Centrally acting drugs:
■ Drugs acting on both serotoninergic and noradrenergic pathways, e.g. sibutramine, tesofensine.
■ Cannabinoid-1 receptor blockers, e.g. rimonabant (now withdrawn due to depression/suicide risk), acting on the endocannabinoid system.
■ Drugs acting on the noradrenergic pathways do suppress appetite but all have been withdrawn in the UK because of cardiovascular side-effects.

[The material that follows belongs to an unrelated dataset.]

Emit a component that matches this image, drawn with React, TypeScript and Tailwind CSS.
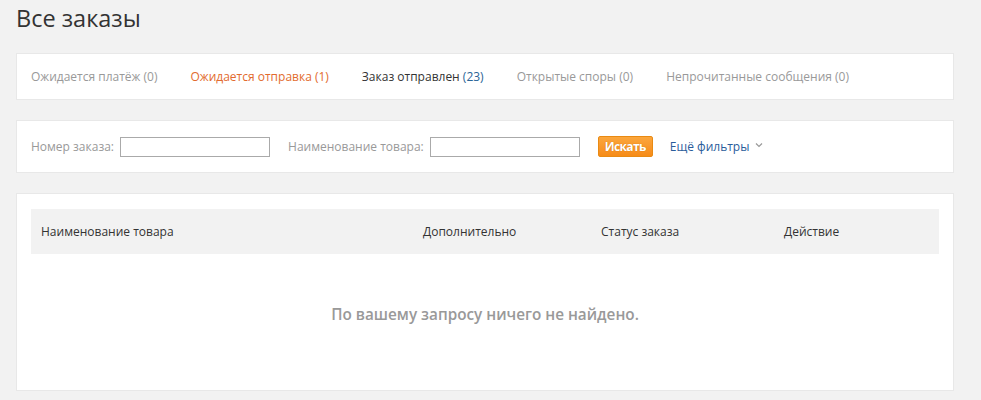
import React from "react";

const font = { fontFamily: '"Open Sans", "Noto Sans", sans-serif' };

export default function App() {
  const tabs = [
    { label: "Ожидается платёж (0)", cls: "text-[#999999]" },
    { label: "Ожидается отправка (1)", cls: "text-[#e26b2e]" },
    { label: "Заказ отправлен", count: "(23)", cls: "text-[#333333]" },
    { label: "Открытые споры (0)", cls: "text-[#999999]" },
    { label: "Непрочитанные сообщения (0)", cls: "text-[#999999]" },
  ];
  return (
    <div className="min-h-[400px] w-[981px] bg-[#f2f2f2] pl-4 pr-[27px] pt-[3px]" style={font}>
      <h1 className="text-[23.5px] leading-[30px] text-[#333333] font-normal">Все заказы</h1>

      <div className="mt-5 h-[47px] border border-[#e8e8e8] bg-white flex items-center pl-[14px] text-[12px]">
        {tabs.map((t, i) => (
          <span key={i} className={`${t.cls} ${i < 4 ? "mr-[33px]" : ""}`}>
            {t.label}
            {t.count && <span className="text-[#2a6496]"> {t.count}</span>}
          </span>
        ))}
      </div>

      <div className="mt-[20px] h-[53px] border border-[#e8e8e8] bg-white flex items-center pl-[14px] text-[12px] text-[#999999]">
        <span>Номер заказа:</span>
        <input className="ml-[6px] w-[150px] h-[20px] border border-[#aaaaaa] bg-white outline-none" />
        <span className="ml-[18px]">Наименование товара:</span>
        <input className="ml-[6px] w-[150px] h-[20px] border border-[#aaaaaa] bg-white outline-none" />
        <button className="ml-[18px] w-[55px] h-[21px] rounded-[2px] border border-[#e98a13] bg-gradient-to-b from-[#fba63c] to-[#f68b16] text-white text-[12px] font-bold tracking-[-0.6px] leading-none [text-shadow:0_0_1px_#c26a00]">
          Искать
        </button>
        <span className="ml-[17px] text-[#2a5c9a] flex items-center gap-[6px]">
          Ещё фильтры
          <svg width="8" height="6" viewBox="0 0 8 6" className="-mt-[3px]">
            <path d="M1 1.5 L4 4.5 L7 1.5" fill="none" stroke="#999999" strokeWidth="1.2" />
          </svg>
        </span>
      </div>

      <div className="mt-[20px] h-[198px] border border-[#e8e8e8] bg-white px-[14px] pt-[15px]">
        <div className="h-[45px] bg-[#f2f2f2] flex items-center text-[12px] text-[#333333]">
          <span className="pl-[10px] w-[392px]">Наименование товара</span>
          <span className="w-[178px]">Дополнительно</span>
          <span className="w-[183px]">Статус заказа</span>
          <span>Действие</span>
        </div>
        <div className="mt-[49px] text-center text-[15.3px] font-semibold text-[#999999]">
          По вашему запросу ничего не найдено.
        </div>
      </div>
    </div>
  );
}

Peripherally acting drugs:
■ Orlistat is an inhibitor of pancreatic and gastric lipases. It reduces dietary fat absorption and aids weight loss. Weight regain occurs after the drug is stopped. It has been used continuously in a large-scale trial for up to 2 years. The patients complain of diarrhoea during treatment and to avoid this take a low-fat diet resulting in weight loss.
■ Incretins. Glucagon-like peptide 1 (GLP-1) and glucose-dependent insulinotropic polypeptide (GIP) are being used in type 2 diabetes mellitus.
They suppress appetite and are being used in obesity
Surgical treatment
Surgery is used in some cases of morbid obesity (BMI > 40 kg/m2) or patients with a BMI > 35 kg/m2 and obesity-related complications, after conventional medical treatments have failed.
A variety of gastrointestinal surgical procedures have been used. They fall into two main groups:
■ restrictive procedures, which restrict the ability to eat
■ malabsorptive procedures, which reduce the ability to absorb nutrients
A systematic analysis of bariatric surgical procedures concluded that, in comparison to non-surgical treatments, they produced significantly more weight loss (23–37 kg), which was maintained to 8 years and associated with improvement in quality of life and co-morbidities.
■ Roux-en-Y gastric bypass. This procedure incorporates both restrictive and malabsorptive elements (gastrojejunostomy). This procedure, like other malabsorptive
procedures, may result in nutrient deficiencies requiring careful long-term follow-up.
■ Bilio-pancreatic diversion (including the duodenal switch variation). This is another malabsorptive procedure that requires long-term evaluation.
■ Laparoscopic adjustable gastric banding. This is a restrictive procedure, in which a band is placed around the upper stomach to produce a small proximal pouch and a large distal remnant. It has a perioperative mortality of < 0.5%, and results in loss of about 60% (43–78%) of the excess weight after 3 years, although longer-term follow-up studies are required.
Laparoscopic adjustable gastric banding has been reported to produce greater weight loss and fewer sideeffects (e.g. vomiting) and operative revisions than vertical banded gastroplasty.
■ Liposuction. The removal of large amounts of fat by suction (liposuction) does not deal with the underlying problem and weight regain frequently occurs. There is no reduction in cardiovascular risk factors.